If you have functional, protocol oriented, object oriented, FRP oriented and generics all in the same place it gets quickly crowded. And confusing. Swift is the land of 1000 paradigms.

  • Why there are two ways to define models, one as value types and the other as reference types?
  • Why enums are almost classes, but then different?
  • Why having guard when a simple if can do the same?
  • With structs you solve two problems: favor composition vs. inheritance and favor immutability through the use of value types. For a beginner trying to make a button download an image, that means less than nothing.
  • Why can one pass around blocks of code if you can also just pass the name of a function?
  • Why generics syntax in classes / structs is different from Protocols?
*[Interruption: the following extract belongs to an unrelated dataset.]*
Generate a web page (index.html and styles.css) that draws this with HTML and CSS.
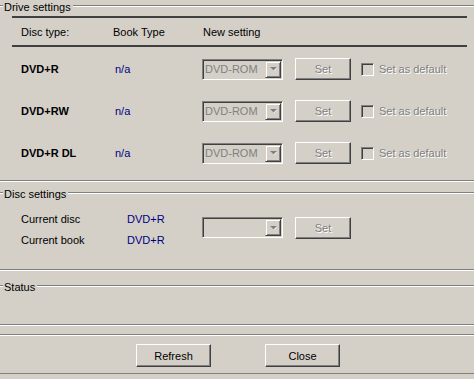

Don’t get me wrong. The more bells and whistles, or tools, a language gives you, the more flexibility you have to write your code. You have a wider range of stuff to choose from. But as nice as this is for the seasoned developer, it can become a nightmare for the aspiring developer, buried under just so many concepts. Trying to learn the simple language.

If you want to learn Swift and it’s your first language, you need to learn some practices before applying best practices. But everybody wants to show they’re on top of their game, and teaching simplified, beginner stuff sounds boring, so they dismiss it quickly. But new developers need clear paths through the same jungle of knowledge you machete’d your way through in the past.

My proposal for people starting with Swift is always the same: write simple code, with just a few language constructs, don’t worry, make the thing work, have some fun, read, learn, go back and improve your code when you know a new construct, GOTO 1.

  • only use classes in your code. Ignore structs.
  • Only use var. Ignore inmutability. Ignore lets while possible
  • Never define anything as optional. Unwrap everything using if let and don’t use optionals.
  • Learn how to use if and after a while you’ll appreciate guard
  • Good old loops are your friend. Use for and while. Leave map for a later stage.
  • Don’t use the global scope (functions or data outside Classes) at the beginning.
  • Learn how the Delegate Pattern works.
  • Write simple, dirty code. Then write some more. Fix it. You’ll learn more advanced structures, tips and tricks as you advance.

And no, don’t think learning SOLID principles, MVVM or other stuff at the beginning is good. These are refinements to make an app more easily maintainable, testable, readable and expandable. Those are production goals, sought after by experienced developers who have suffered bad code in the past. But those are not learning goals for beginners. And no, you can’t go from knowing nothing to doing it perfectly. This is not The Matrix. We need to experiment, build, make our own mistakes, then learn more and improve.

You can explain all Newton laws 1000 times to your kids. But they will fall off the bicycle the first time they try to ride. Does teaching them how to conserve momentum or how to drink from the water bottle while pedaling makes any sense when they haven’t yet enjoyed cycling up and down your street, feeling the wind in their faces for the first time?

Now apply the same mindset with your mentees.